--- start of LISTED RECORDS ---
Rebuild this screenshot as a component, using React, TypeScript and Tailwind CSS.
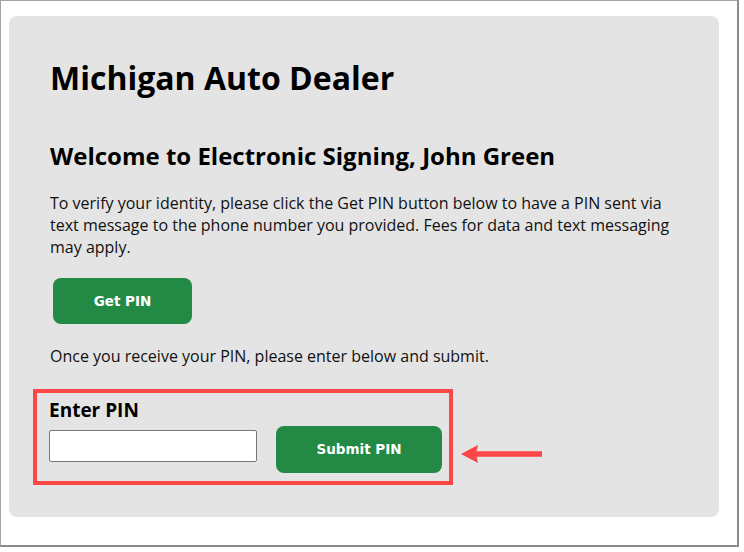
export default function App() {
  return (
    <div className="w-[744px] h-[552px] bg-white" style={{ fontFamily: '"Open Sans", sans-serif' }}>
      <div className="w-[739px] h-[547px] border-l border-t border-[#a3a3a3] border-r-2 border-b-2 border-r-[#8c8c8c] border-b-[#8c8c8c] pt-[15px] pl-2">
        <div className="w-[710px] h-[501px] rounded-lg bg-[#e4e4e4] pl-[41px] pt-[42px] text-black">
          <h1 className="text-[32px] font-bold leading-[40px]">Michigan Auto Dealer</h1>
          <h2 className="mt-[42px] text-[24px] font-bold leading-[32px]">Welcome to Electronic Signing, John Green</h2>
          <p className="mt-[20px] w-[630px] text-[16px] leading-[22px] text-[#111]">
            To verify your identity, please click the Get PIN button below to have a PIN sent via text message to the phone number you provided. Fees for data and text messaging may apply.
          </p>
          <button
            className="mt-[20px] ml-[3px] w-[139px] h-[46px] rounded-lg bg-[#228a44] text-white text-[13.5px] font-bold"
            style={{ fontFamily: '"DejaVu Sans", Verdana, sans-serif' }}
          >
            Get PIN
          </button>
          <p className="mt-[21px] text-[16px] leading-[22px] text-[#111]">Once you receive your PIN, please enter below and submit.</p>
          <div className="mt-[22px] -ml-[17px] flex items-start">
            <div className="w-[420px] h-[96px] border-4 border-[#fd4646] pl-[12px] pt-[4px]">
              <div className="text-[19px] font-bold leading-[26px]">Enter PIN</div>
              <div className="mt-[3px] flex items-start">
                <input className="mt-[4px] w-[208px] h-[32px] bg-white border border-[#767676] rounded-[2px] outline-none" />
                <button
                  className="ml-[19px] w-[166px] h-[47px] rounded-lg bg-[#228a44] text-white text-[13.5px] font-bold"
                  style={{ fontFamily: '"DejaVu Sans", Verdana, sans-serif' }}
                >
                  Submit PIN
                </button>
              </div>
            </div>
            <svg className="ml-[7px] mt-[55px]" width="84" height="20" viewBox="0 0 84 20">
              <line x1="16" y1="10" x2="82" y2="10" stroke="#fd4646" strokeWidth="5.5" />
              <polygon points="1,10 18,1 16,10 18,19" fill="#fd4646" />
            </svg>
          </div>
        </div>
      </div>
    </div>
  );
}
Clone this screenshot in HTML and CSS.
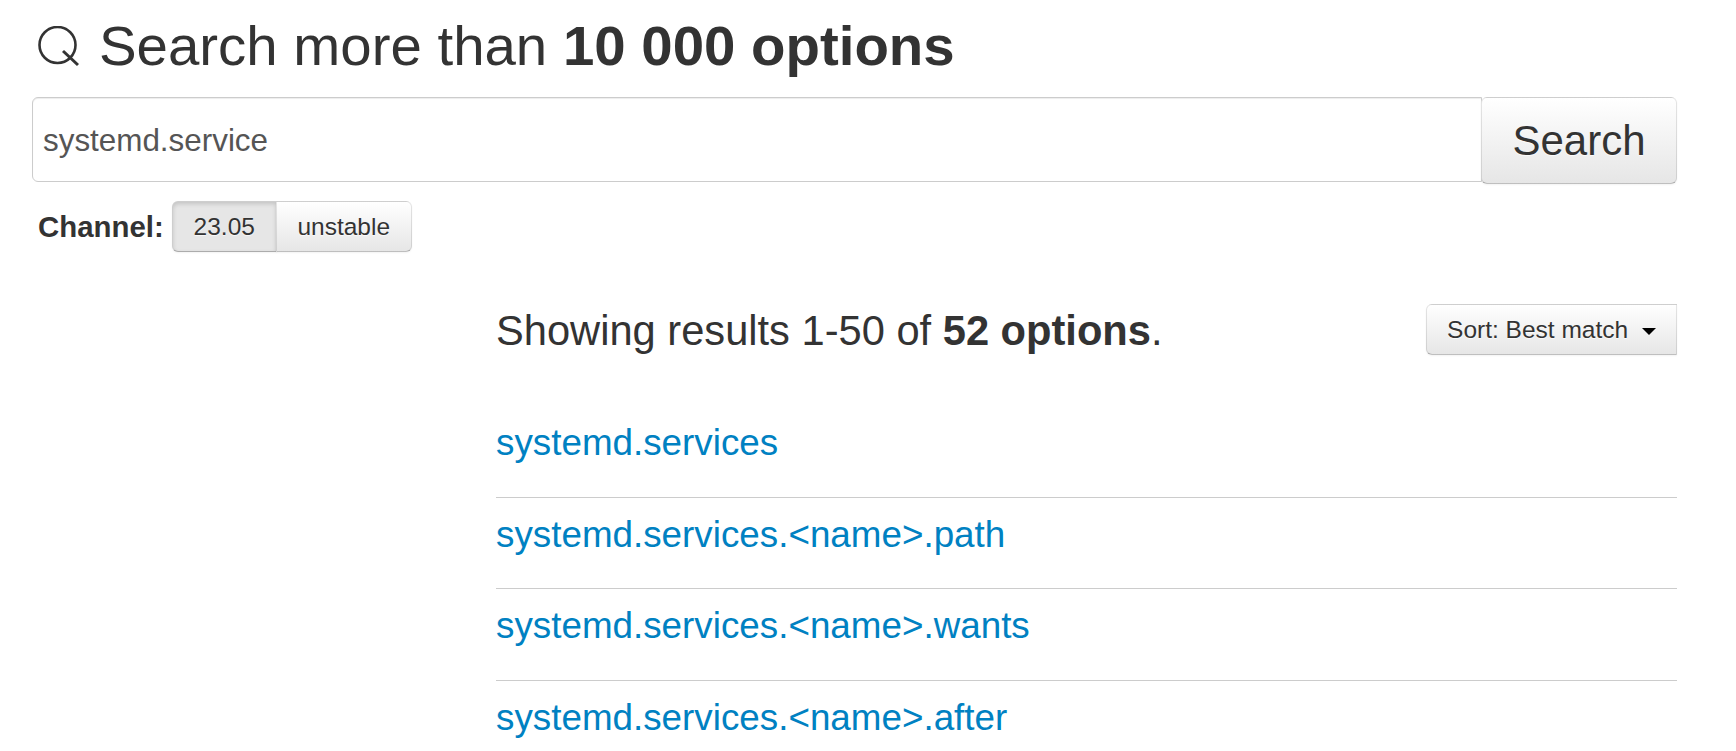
FILE: index.html
```html
<!DOCTYPE html>
<html lang="en">
<head>
  <meta charset="UTF-8" />
  <title>NixOS Search - Options</title>
  <link rel="stylesheet" href="styles.css">
</head>
<body>
  <div class="page">
    <h1 class="search-title">
      <svg class="search-icon" viewBox="0 0 44 44" width="44" height="44" aria-hidden="true">
        <circle cx="20.5" cy="19" r="18" fill="none" stroke="#333" stroke-width="2.6"/>
        <path d="M26 25 L 41 39" fill="none" stroke="#333" stroke-width="3"/>
      </svg>
      <span>Search more than <strong>10 000 options</strong></span>
    </h1>

    <form class="search-form">
      <input class="search-input" type="text" value="systemd.service">
      <button class="btn btn-search" type="button">Search</button>
    </form>

    <div class="channels">
      <strong class="channels-label">Channel:</strong>
      <div class="btn-group">
        <button class="btn btn-channel active" type="button">23.05</button>
        <button class="btn btn-channel" type="button">unstable</button>
      </div>
    </div>

    <div class="results">
      <div class="results-header">
        <h2 class="results-count">Showing results 1-50 of <strong>52 options</strong>.</h2>
        <button class="btn btn-sort" type="button">Sort: Best match <span class="caret"></span></button>
      </div>
      <ul class="results-list">
        <li><a href="#">systemd.services</a></li>
        <li><a href="#">systemd.services.&lt;name&gt;.path</a></li>
        <li><a href="#">systemd.services.&lt;name&gt;.wants</a></li>
        <li><a href="#">systemd.services.&lt;name&gt;.after</a></li>
      </ul>
    </div>
  </div>
</body>
</html>
```

FILE: styles.css
```css
* {
  margin: 0;
  padding: 0;
  box-sizing: border-box;
}
html, body {
  height: 100%;
  overflow: hidden;
}
body {
  background: #fff;
  color: #333;
  font-family: "Liberation Sans", Arial, sans-serif;
}
.page {
  padding: 0 59px 0 32px;
}
.search-title {
  display: flex;
  align-items: center;
  height: 92px;
  font-size: 56.4px;
  font-weight: 400;
  line-height: 92px;
}
.search-icon {
  margin: 4px 18px 0 5px;
  flex: none;
}
.search-form {
  display: flex;
  align-items: flex-start;
  margin: 5px 0 0 0;
}
.search-input {
  flex: 1;
  height: 85px;
  padding: 2px 10px 0;
  margin-right: -1px;
  border: 1px solid #ccc;
  border-radius: 6px 0 0 6px;
  font-family: inherit;
  font-size: 31.4px;
  color: #555;
  box-shadow: inset 0 1px 1px rgba(0, 0, 0, 0.075);
}
.btn {
  font-family: inherit;
  color: #333;
  text-shadow: 0 1px 1px rgba(255, 255, 255, 0.75);
  background: linear-gradient(to bottom, #fff, #e6e6e6);
  border: 1px solid rgba(0, 0, 0, 0.1);
  border-bottom-color: rgba(0, 0, 0, 0.25);
  box-shadow: inset 0 1px 0 rgba(255, 255, 255, 0.2), 0 1px 2px rgba(0, 0, 0, 0.05);
  cursor: pointer;
}
.btn-search {
  position: relative;
  width: 196px;
  height: 87px;
  font-size: 42px;
  border-radius: 6px;
}
.channels {
  display: flex;
  align-items: center;
  margin-top: 17px;
  margin-left: 6px;
}
.channels-label {
  font-size: 29.4px;
  margin-right: 8px;
}
.btn-group {
  display: flex;
}
.btn-channel {
  height: 51px;
  padding: 0 20px;
  font-size: 24.5px;
}
.btn-channel:first-child {
  border-radius: 6px 0 0 6px;
  width: 105px;
}
.btn-channel:last-child {
  border-radius: 0 6px 6px 0;
  margin-left: -1px;
  width: 136px;
}
.btn-channel.active {
  background: #e6e6e6;
  box-shadow: inset 0 2px 4px rgba(0, 0, 0, 0.15), 0 1px 2px rgba(0, 0, 0, 0.05);
}
.results {
  margin: 52px 0 0 464px;
}
.results-header {
  display: flex;
  justify-content: space-between;
  align-items: center;
  height: 51px;
}
.results-count {
  font-size: 41.65px;
  font-weight: 400;
  padding-top: 3px;
}
.btn-sort {
  width: 251px;
  height: 51px;
  font-size: 24.5px;
  border-radius: 6px 0 0 6px;
}
.caret {
  display: inline-block;
  margin-left: 7px;
  vertical-align: middle;
  border-top: 7px solid #000;
  border-left: 7px solid transparent;
  border-right: 7px solid transparent;
}
.results-list {
  list-style: none;
  margin-top: 51px;
}
.results-list li {
  height: 91.5px;
  padding-top: 17px;
  border-bottom: 1px solid #ccc;
  font-size: 36.8px;
  line-height: 40px;
}
.results-list a {
  color: #0081c2;
  text-decoration: none;
}
```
--- end of LISTED RECORDS ---
Each record above must be returned exactly as written, with its pictures omitted.

Rebuild this screenshot as a component, using React, TypeScript and Tailwind CSS.
export default function App() {
  return (
    <div className="w-[744px] h-[552px] bg-white" style={{ fontFamily: '"Open Sans", sans-serif' }}>
      <div className="w-[739px] h-[547px] border-l border-t border-[#a3a3a3] border-r-2 border-b-2 border-r-[#8c8c8c] border-b-[#8c8c8c] pt-[15px] pl-2">
        <div className="w-[710px] h-[501px] rounded-lg bg-[#e4e4e4] pl-[41px] pt-[42px] text-black">
          <h1 className="text-[32px] font-bold leading-[40px]">Michigan Auto Dealer</h1>
          <h2 className="mt-[42px] text-[24px] font-bold leading-[32px]">Welcome to Electronic Signing, John Green</h2>
          <p className="mt-[20px] w-[630px] text-[16px] leading-[22px] text-[#111]">
            To verify your identity, please click the Get PIN button below to have a PIN sent via text message to the phone number you provided. Fees for data and text messaging may apply.
          </p>
          <button
            className="mt-[20px] ml-[3px] w-[139px] h-[46px] rounded-lg bg-[#228a44] text-white text-[13.5px] font-bold"
            style={{ fontFamily: '"DejaVu Sans", Verdana, sans-serif' }}
          >
            Get PIN
          </button>
          <p className="mt-[21px] text-[16px] leading-[22px] text-[#111]">Once you receive your PIN, please enter below and submit.</p>
          <div className="mt-[22px] -ml-[17px] flex items-start">
            <div className="w-[420px] h-[96px] border-4 border-[#fd4646] pl-[12px] pt-[4px]">
              <div className="text-[19px] font-bold leading-[26px]">Enter PIN</div>
              <div className="mt-[3px] flex items-start">
                <input className="mt-[4px] w-[208px] h-[32px] bg-white border border-[#767676] rounded-[2px] outline-none" />
                <button
                  className="ml-[19px] w-[166px] h-[47px] rounded-lg bg-[#228a44] text-white text-[13.5px] font-bold"
                  style={{ fontFamily: '"DejaVu Sans", Verdana, sans-serif' }}
                >
                  Submit PIN
                </button>
              </div>
            </div>
            <svg className="ml-[7px] mt-[55px]" width="84" height="20" viewBox="0 0 84 20">
              <line x1="16" y1="10" x2="82" y2="10" stroke="#fd4646" strokeWidth="5.5" />
              <polygon points="1,10 18,1 16,10 18,19" fill="#fd4646" />
            </svg>
          </div>
        </div>
      </div>
    </div>
  );
}
Clone this screenshot in HTML and CSS.
FILE: index.html
```html
<!DOCTYPE html>
<html lang="en">
<head>
  <meta charset="UTF-8" />
  <title>NixOS Search - Options</title>
  <link rel="stylesheet" href="styles.css">
</head>
<body>
  <div class="page">
    <h1 class="search-title">
      <svg class="search-icon" viewBox="0 0 44 44" width="44" height="44" aria-hidden="true">
        <circle cx="20.5" cy="19" r="18" fill="none" stroke="#333" stroke-width="2.6"/>
        <path d="M26 25 L 41 39" fill="none" stroke="#333" stroke-width="3"/>
      </svg>
      <span>Search more than <strong>10 000 options</strong></span>
    </h1>

    <form class="search-form">
      <input class="search-input" type="text" value="systemd.service">
      <button class="btn btn-search" type="button">Search</button>
    </form>

    <div class="channels">
      <strong class="channels-label">Channel:</strong>
      <div class="btn-group">
        <button class="btn btn-channel active" type="button">23.05</button>
        <button class="btn btn-channel" type="button">unstable</button>
      </div>
    </div>

    <div class="results">
      <div class="results-header">
        <h2 class="results-count">Showing results 1-50 of <strong>52 options</strong>.</h2>
        <button class="btn btn-sort" type="button">Sort: Best match <span class="caret"></span></button>
      </div>
      <ul class="results-list">
        <li><a href="#">systemd.services</a></li>
        <li><a href="#">systemd.services.&lt;name&gt;.path</a></li>
        <li><a href="#">systemd.services.&lt;name&gt;.wants</a></li>
        <li><a href="#">systemd.services.&lt;name&gt;.after</a></li>
      </ul>
    </div>
  </div>
</body>
</html>
```

FILE: styles.css
```css
* {
  margin: 0;
  padding: 0;
  box-sizing: border-box;
}
html, body {
  height: 100%;
  overflow: hidden;
}
body {
  background: #fff;
  color: #333;
  font-family: "Liberation Sans", Arial, sans-serif;
}
.page {
  padding: 0 59px 0 32px;
}
.search-title {
  display: flex;
  align-items: center;
  height: 92px;
  font-size: 56.4px;
  font-weight: 400;
  line-height: 92px;
}
.search-icon {
  margin: 4px 18px 0 5px;
  flex: none;
}
.search-form {
  display: flex;
  align-items: flex-start;
  margin: 5px 0 0 0;
}
.search-input {
  flex: 1;
  height: 85px;
  padding: 2px 10px 0;
  margin-right: -1px;
  border: 1px solid #ccc;
  border-radius: 6px 0 0 6px;
  font-family: inherit;
  font-size: 31.4px;
  color: #555;
  box-shadow: inset 0 1px 1px rgba(0, 0, 0, 0.075);
}
.btn {
  font-family: inherit;
  color: #333;
  text-shadow: 0 1px 1px rgba(255, 255, 255, 0.75);
  background: linear-gradient(to bottom, #fff, #e6e6e6);
  border: 1px solid rgba(0, 0, 0, 0.1);
  border-bottom-color: rgba(0, 0, 0, 0.25);
  box-shadow: inset 0 1px 0 rgba(255, 255, 255, 0.2), 0 1px 2px rgba(0, 0, 0, 0.05);
  cursor: pointer;
}
.btn-search {
  position: relative;
  width: 196px;
  height: 87px;
  font-size: 42px;
  border-radius: 6px;
}
.channels {
  display: flex;
  align-items: center;
  margin-top: 17px;
  margin-left: 6px;
}
.channels-label {
  font-size: 29.4px;
  margin-right: 8px;
}
.btn-group {
  display: flex;
}
.btn-channel {
  height: 51px;
  padding: 0 20px;
  font-size: 24.5px;
}
.btn-channel:first-child {
  border-radius: 6px 0 0 6px;
  width: 105px;
}
.btn-channel:last-child {
  border-radius: 0 6px 6px 0;
  margin-left: -1px;
  width: 136px;
}
.btn-channel.active {
  background: #e6e6e6;
  box-shadow: inset 0 2px 4px rgba(0, 0, 0, 0.15), 0 1px 2px rgba(0, 0, 0, 0.05);
}
.results {
  margin: 52px 0 0 464px;
}
.results-header {
  display: flex;
  justify-content: space-between;
  align-items: center;
  height: 51px;
}
.results-count {
  font-size: 41.65px;
  font-weight: 400;
  padding-top: 3px;
}
.btn-sort {
  width: 251px;
  height: 51px;
  font-size: 24.5px;
  border-radius: 6px 0 0 6px;
}
.caret {
  display: inline-block;
  margin-left: 7px;
  vertical-align: middle;
  border-top: 7px solid #000;
  border-left: 7px solid transparent;
  border-right: 7px solid transparent;
}
.results-list {
  list-style: none;
  margin-top: 51px;
}
.results-list li {
  height: 91.5px;
  padding-top: 17px;
  border-bottom: 1px solid #ccc;
  font-size: 36.8px;
  line-height: 40px;
}
.results-list a {
  color: #0081c2;
  text-decoration: none;
}
```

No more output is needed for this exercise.